Between being turned into objects, working longer hours, being bullied, seeing incontrovertible figures that show how "social partnership" has benefited employers much more than employees, these Celtic Tiger times have not been great for most workers. It's true that, unlike a decade or two ago, when there wasn't enough of it, there's now too much of it, and that is preferable to unemployment or forced emigration. But many people feel that their lives are being stolen by work.

"Work," Morrissey (of the Smiths) once observed, "is a four-letter word." Indeed, these days few things - even the original four-letter word that dare not speak its name - are getting people more worked up than work itself. Oscar Wilde thought that work was "the refuge of people who have nothing better to do", and, for once, Oscar was wrong. At least some of the time, we've all got better things to do than work, but not many of those better things pay the bills.

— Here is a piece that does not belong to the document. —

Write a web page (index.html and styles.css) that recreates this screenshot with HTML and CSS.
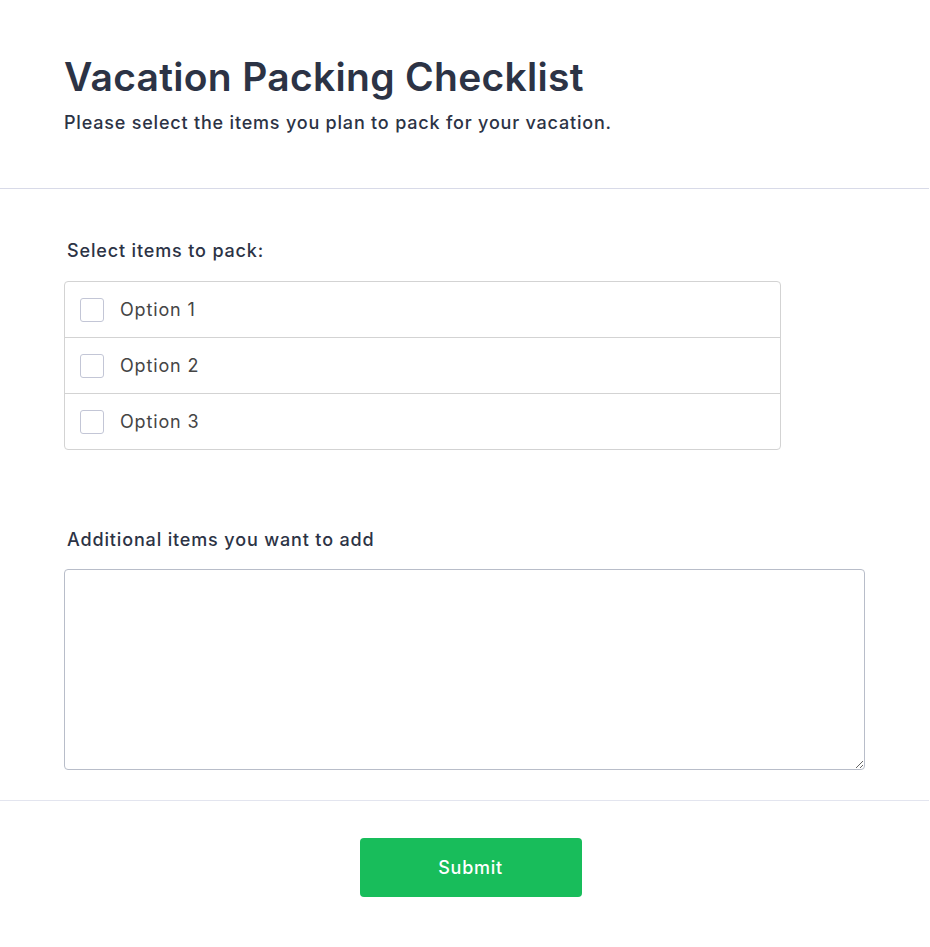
FILE: index.html
```html
<!DOCTYPE html>
<html lang="en">
<head>
<meta charset="utf-8">
<title>Vacation Packing Checklist</title>
<link rel="stylesheet" href="styles.css">
</head>
<body>
<form class="form">
  <header class="header">
    <h1 class="title">Vacation Packing Checklist</h1>
    <p class="subtitle">Please select the items you plan to pack for your vacation.</p>
  </header>
  <section class="body">
    <div class="field">
      <label class="label">Select items to pack:</label>
      <div class="options">
        <label class="option"><span class="box"></span><span class="option-text">Option 1</span></label>
        <label class="option"><span class="box"></span><span class="option-text">Option 2</span></label>
        <label class="option"><span class="box"></span><span class="option-text">Option 3</span></label>
      </div>
    </div>
    <div class="field field-text">
      <label class="label">Additional items you want to add</label>
      <textarea class="textarea"></textarea>
    </div>
  </section>
  <footer class="footer">
    <button type="button" class="submit">Submit</button>
  </footer>
</form>
</body>
</html>
```
FILE: styles.css
```css
html, body {
  margin: 0;
  padding: 0;
  background: #ffffff;
}
body {
  font-family: Inter, "Noto Sans", sans-serif;
  color: #2c3345;
  width: 929px;
}
.header {
  padding: 53px 64px 0 64px;
  height: 135px;
  border-bottom: 1px solid #d8dae8;
}
.title {
  margin: 0;
  font-size: 39px;
  line-height: 48px;
  font-weight: 600;
  letter-spacing: 0.3px;
  color: #2c3345;
}
.subtitle {
  margin: 10px 0 0 0;
  font-size: 18px;
  line-height: 24px;
  font-weight: 500;
  letter-spacing: 0.8px;
  color: #2c3345;
}
.body {
  padding: 50px 64px 30px 64px;
  border-bottom: 1px solid #e3e5ef;
}
.field {
  display: flex;
  flex-direction: column;
}
.label {
  padding-left: 3px;
  font-size: 18px;
  line-height: 24px;
  font-weight: 500;
  letter-spacing: 0.85px;
  color: #2c3345;
  margin-bottom: 18px;
}
.options {
  width: 715px;
  border: 1px solid #d3d3d3;
  border-radius: 4px;
}
.option {
  display: flex;
  align-items: center;
  height: 55px;
  padding-left: 15px;
  border-top: 1px solid #d3d3d3;
}
.option:first-child {
  border-top: none;
}
.box {
  width: 24px;
  height: 24px;
  border: 1px solid #c3c6d6;
  border-radius: 3px;
  box-sizing: border-box;
  background: #fff;
}
.option-text {
  margin-left: 16px;
  font-size: 18px;
  letter-spacing: 0.85px;
  color: #454545;
}
.field-text {
  margin-top: 78px;
}
.field-text .label {
  margin-bottom: 17px;
}
.textarea {
  width: 801px;
  height: 201px;
  box-sizing: border-box;
  border: 1px solid #b8bdc9;
  border-radius: 4px;
  font-family: inherit;
  font-size: 16px;
  padding: 8px;
  margin: 0;
}
.footer {
  display: flex;
  justify-content: center;
  padding: 37px 0 50px 0;
}
.submit {
  width: 222px;
  height: 59px;
  border: none;
  border-radius: 4px;
  background: #18bd5b;
  color: #ffffff;
  font-family: Inter, "Noto Sans", sans-serif;
  font-size: 18px;
  font-weight: 500;
  letter-spacing: 0.7px;
  margin-left: 12px;
}
```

Anyway, if the trend identified in Britain by the "Looking Good, Sounding Right" report continues apace, it's likely that, along with the interview, aptitude tests and psychometric scoring, workers of the future may have to submit to a swimsuit section and a voice test. After all, if you want coffee to pander to that sexy, continental, cultured, inner you, you don't want it poured by some middle-aged, African immigrant who might actually need the job but spoils the image. Got to have your priorities right, don't you?